The task ▸
Begin the copy with the line that contains "Output the component" and end it with the line that contains "bg-[#0078d7] flex items-center". Print these lines exactly and omit all pictures.

Exercise inputs ▸
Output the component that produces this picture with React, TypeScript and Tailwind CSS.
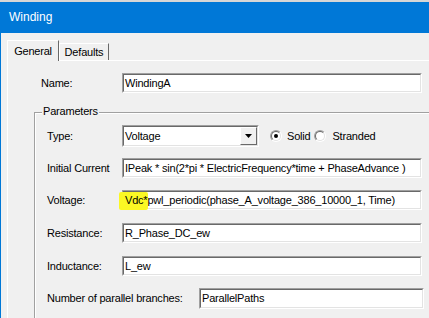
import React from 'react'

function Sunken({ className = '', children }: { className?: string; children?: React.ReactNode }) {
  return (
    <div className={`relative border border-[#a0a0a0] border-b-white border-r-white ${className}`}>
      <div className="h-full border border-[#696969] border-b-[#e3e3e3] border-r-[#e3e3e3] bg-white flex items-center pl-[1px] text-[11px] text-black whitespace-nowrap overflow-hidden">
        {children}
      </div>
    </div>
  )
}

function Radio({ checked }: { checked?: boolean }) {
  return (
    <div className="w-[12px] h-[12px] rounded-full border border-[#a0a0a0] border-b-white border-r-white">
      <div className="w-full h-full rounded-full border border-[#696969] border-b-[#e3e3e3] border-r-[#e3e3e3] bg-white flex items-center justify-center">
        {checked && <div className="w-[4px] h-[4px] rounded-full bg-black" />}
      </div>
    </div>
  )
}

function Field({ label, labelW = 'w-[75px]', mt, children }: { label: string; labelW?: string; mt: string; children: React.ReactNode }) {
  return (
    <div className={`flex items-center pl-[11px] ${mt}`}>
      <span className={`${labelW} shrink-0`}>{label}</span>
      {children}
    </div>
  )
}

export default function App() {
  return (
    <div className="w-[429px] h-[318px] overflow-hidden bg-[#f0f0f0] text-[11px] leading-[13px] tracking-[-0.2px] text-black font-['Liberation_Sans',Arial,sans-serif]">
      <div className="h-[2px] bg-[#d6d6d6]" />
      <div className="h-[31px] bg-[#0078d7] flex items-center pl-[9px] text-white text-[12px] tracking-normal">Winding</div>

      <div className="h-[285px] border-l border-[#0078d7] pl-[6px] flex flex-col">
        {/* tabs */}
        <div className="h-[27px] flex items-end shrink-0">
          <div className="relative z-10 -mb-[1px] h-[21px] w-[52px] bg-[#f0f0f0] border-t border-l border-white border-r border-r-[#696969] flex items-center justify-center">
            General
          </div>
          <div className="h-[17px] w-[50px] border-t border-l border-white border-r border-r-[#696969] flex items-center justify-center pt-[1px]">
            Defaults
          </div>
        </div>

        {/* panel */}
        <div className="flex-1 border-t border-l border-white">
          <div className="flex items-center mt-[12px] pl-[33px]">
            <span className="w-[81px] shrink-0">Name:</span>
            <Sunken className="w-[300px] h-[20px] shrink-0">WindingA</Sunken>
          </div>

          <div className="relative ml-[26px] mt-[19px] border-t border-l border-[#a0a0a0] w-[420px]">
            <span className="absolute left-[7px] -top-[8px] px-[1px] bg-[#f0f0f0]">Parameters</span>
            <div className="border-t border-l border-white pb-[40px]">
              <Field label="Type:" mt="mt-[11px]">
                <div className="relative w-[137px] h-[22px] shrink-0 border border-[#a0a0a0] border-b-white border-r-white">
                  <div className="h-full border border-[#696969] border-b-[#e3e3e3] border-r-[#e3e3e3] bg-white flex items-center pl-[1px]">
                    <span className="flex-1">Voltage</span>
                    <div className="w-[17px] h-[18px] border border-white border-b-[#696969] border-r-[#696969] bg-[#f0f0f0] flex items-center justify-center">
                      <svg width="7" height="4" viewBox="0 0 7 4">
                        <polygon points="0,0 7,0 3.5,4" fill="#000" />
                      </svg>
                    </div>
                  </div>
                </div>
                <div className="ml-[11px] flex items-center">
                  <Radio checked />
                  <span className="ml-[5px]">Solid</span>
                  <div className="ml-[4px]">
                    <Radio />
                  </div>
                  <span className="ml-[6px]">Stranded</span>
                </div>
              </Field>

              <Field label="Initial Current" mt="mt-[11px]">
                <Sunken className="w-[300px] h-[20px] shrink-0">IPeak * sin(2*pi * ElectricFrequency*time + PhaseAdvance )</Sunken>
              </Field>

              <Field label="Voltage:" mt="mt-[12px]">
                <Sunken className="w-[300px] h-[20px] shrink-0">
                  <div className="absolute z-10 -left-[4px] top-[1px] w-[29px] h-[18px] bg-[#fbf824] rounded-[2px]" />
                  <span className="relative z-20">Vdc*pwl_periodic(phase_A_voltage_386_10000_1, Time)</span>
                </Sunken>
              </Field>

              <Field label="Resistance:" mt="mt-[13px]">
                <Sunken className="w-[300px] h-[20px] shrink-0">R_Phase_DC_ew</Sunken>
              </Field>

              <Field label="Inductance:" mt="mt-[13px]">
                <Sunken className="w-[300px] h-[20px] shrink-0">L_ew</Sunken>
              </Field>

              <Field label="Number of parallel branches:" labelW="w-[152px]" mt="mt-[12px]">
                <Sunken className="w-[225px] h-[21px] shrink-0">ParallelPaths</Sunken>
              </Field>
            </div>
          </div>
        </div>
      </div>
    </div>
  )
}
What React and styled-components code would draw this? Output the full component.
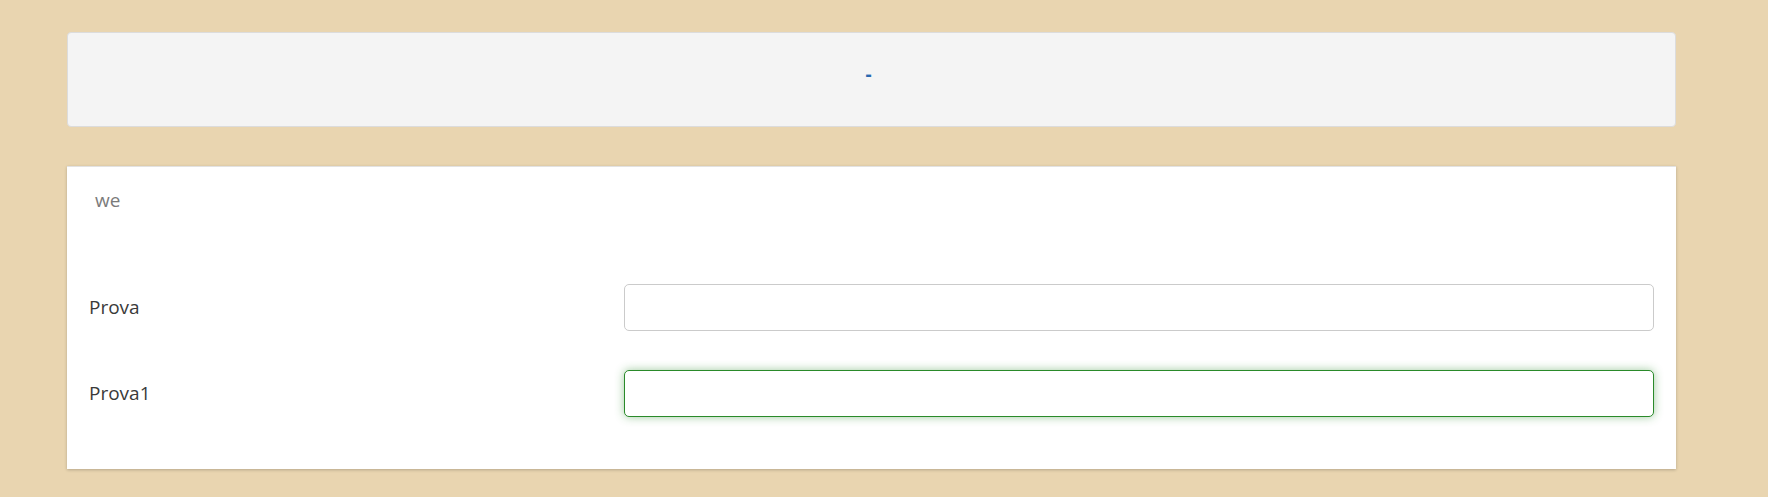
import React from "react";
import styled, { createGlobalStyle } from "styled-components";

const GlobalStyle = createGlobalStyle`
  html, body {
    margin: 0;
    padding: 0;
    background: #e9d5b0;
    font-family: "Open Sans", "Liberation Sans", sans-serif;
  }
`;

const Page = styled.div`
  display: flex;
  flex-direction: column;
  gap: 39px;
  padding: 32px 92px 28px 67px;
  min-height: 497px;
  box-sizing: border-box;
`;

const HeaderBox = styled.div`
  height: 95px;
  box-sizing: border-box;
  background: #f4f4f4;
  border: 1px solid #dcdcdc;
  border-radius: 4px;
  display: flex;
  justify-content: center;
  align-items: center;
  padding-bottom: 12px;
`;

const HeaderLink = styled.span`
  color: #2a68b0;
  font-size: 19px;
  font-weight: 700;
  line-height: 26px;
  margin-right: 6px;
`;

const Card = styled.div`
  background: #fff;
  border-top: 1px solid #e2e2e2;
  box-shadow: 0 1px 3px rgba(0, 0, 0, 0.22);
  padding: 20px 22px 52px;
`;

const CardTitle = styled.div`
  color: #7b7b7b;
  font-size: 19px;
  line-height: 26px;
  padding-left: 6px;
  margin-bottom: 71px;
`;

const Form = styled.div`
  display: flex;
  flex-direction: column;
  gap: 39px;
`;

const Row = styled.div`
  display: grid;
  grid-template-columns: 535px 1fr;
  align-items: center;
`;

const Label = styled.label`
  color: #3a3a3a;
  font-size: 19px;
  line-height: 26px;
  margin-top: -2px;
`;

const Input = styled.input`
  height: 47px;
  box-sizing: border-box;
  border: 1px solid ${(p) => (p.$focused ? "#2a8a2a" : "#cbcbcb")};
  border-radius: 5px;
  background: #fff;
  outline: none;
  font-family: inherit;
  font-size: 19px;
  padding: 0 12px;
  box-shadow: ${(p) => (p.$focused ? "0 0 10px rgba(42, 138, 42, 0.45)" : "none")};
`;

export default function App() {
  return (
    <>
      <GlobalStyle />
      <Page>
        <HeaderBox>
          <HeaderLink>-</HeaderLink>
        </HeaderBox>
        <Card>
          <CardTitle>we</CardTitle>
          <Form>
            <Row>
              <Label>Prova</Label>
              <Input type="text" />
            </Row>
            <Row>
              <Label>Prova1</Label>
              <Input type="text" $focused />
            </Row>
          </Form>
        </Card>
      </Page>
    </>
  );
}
...
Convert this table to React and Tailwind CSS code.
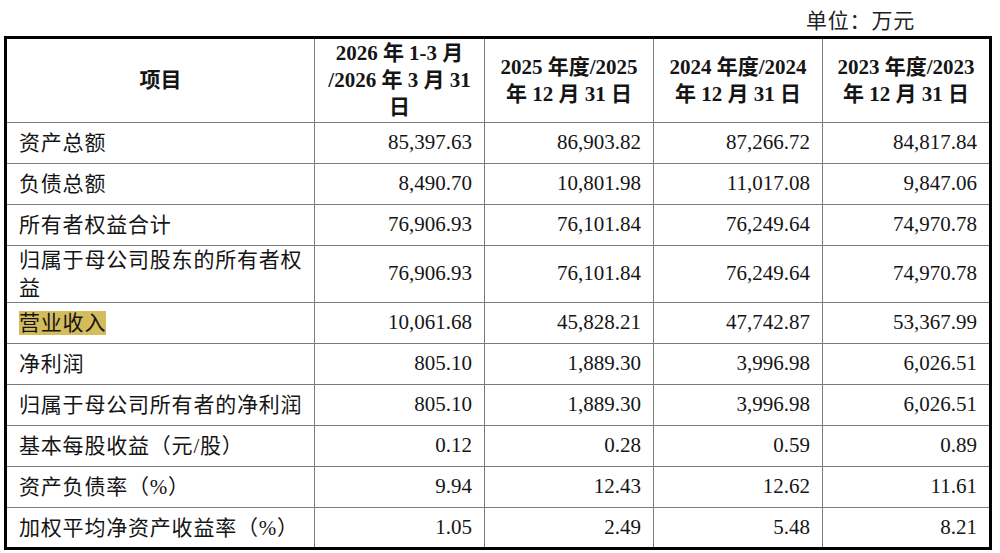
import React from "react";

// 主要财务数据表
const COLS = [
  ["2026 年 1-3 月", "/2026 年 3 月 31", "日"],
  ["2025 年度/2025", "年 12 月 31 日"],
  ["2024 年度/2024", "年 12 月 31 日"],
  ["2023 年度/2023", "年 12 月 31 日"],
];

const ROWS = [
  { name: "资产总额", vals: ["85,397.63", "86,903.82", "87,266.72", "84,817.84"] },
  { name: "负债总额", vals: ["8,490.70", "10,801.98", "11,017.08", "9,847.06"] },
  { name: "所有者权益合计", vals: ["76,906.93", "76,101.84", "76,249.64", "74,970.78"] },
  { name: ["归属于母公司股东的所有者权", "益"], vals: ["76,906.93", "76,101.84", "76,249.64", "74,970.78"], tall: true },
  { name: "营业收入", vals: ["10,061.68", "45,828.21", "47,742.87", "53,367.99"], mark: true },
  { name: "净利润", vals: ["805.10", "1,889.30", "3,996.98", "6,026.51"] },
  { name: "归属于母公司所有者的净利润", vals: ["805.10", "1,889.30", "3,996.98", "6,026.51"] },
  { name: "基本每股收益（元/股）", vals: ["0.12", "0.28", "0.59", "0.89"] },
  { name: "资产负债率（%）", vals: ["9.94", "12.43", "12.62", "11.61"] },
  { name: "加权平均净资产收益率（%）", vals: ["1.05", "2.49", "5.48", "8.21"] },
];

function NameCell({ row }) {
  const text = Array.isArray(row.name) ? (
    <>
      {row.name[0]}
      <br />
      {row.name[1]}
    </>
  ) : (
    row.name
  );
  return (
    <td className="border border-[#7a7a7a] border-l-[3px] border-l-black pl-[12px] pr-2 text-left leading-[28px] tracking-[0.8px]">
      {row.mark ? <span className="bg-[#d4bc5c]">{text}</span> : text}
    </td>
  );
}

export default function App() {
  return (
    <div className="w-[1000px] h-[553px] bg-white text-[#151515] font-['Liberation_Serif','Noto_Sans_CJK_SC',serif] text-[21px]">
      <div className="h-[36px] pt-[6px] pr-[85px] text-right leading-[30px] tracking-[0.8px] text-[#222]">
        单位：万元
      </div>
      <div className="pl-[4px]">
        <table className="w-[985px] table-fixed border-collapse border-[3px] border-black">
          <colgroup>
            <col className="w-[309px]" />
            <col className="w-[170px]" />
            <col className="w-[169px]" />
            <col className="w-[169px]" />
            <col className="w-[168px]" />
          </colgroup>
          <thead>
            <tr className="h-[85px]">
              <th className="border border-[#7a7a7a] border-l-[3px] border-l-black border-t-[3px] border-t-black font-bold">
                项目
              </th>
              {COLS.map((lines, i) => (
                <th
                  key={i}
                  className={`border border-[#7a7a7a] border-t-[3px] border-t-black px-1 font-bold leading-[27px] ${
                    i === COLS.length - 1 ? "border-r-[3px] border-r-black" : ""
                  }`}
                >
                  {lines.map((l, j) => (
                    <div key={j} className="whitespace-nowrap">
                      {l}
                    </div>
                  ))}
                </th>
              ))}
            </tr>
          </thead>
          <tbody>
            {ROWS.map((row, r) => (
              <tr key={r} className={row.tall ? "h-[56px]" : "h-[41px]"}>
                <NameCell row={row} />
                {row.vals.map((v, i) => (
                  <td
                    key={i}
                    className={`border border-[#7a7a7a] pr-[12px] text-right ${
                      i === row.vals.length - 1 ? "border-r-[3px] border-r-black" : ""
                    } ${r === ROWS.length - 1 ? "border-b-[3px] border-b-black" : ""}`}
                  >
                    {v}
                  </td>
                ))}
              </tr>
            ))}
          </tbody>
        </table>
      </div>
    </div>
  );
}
* * *
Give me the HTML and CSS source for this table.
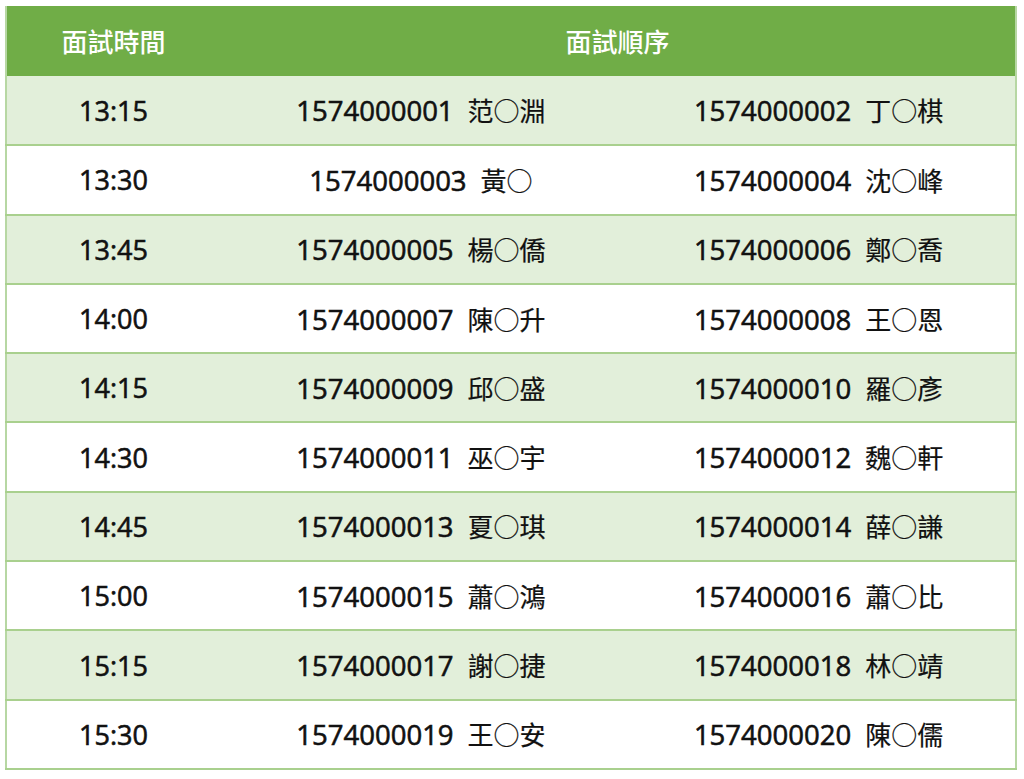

Answer for the task ▸
Output the component that produces this picture with React, TypeScript and Tailwind CSS.
import React from 'react'

function Sunken({ className = '', children }: { className?: string; children?: React.ReactNode }) {
  return (
    <div className={`relative border border-[#a0a0a0] border-b-white border-r-white ${className}`}>
      <div className="h-full border border-[#696969] border-b-[#e3e3e3] border-r-[#e3e3e3] bg-white flex items-center pl-[1px] text-[11px] text-black whitespace-nowrap overflow-hidden">
        {children}
      </div>
    </div>
  )
}

function Radio({ checked }: { checked?: boolean }) {
  return (
    <div className="w-[12px] h-[12px] rounded-full border border-[#a0a0a0] border-b-white border-r-white">
      <div className="w-full h-full rounded-full border border-[#696969] border-b-[#e3e3e3] border-r-[#e3e3e3] bg-white flex items-center justify-center">
        {checked && <div className="w-[4px] h-[4px] rounded-full bg-black" />}
      </div>
    </div>
  )
}

function Field({ label, labelW = 'w-[75px]', mt, children }: { label: string; labelW?: string; mt: string; children: React.ReactNode }) {
  return (
    <div className={`flex items-center pl-[11px] ${mt}`}>
      <span className={`${labelW} shrink-0`}>{label}</span>
      {children}
    </div>
  )
}

export default function App() {
  return (
    <div className="w-[429px] h-[318px] overflow-hidden bg-[#f0f0f0] text-[11px] leading-[13px] tracking-[-0.2px] text-black font-['Liberation_Sans',Arial,sans-serif]">
      <div className="h-[2px] bg-[#d6d6d6]" />
      <div className="h-[31px] bg-[#0078d7] flex items-center pl-[9px] text-white text-[12px] tracking-normal">Winding</div>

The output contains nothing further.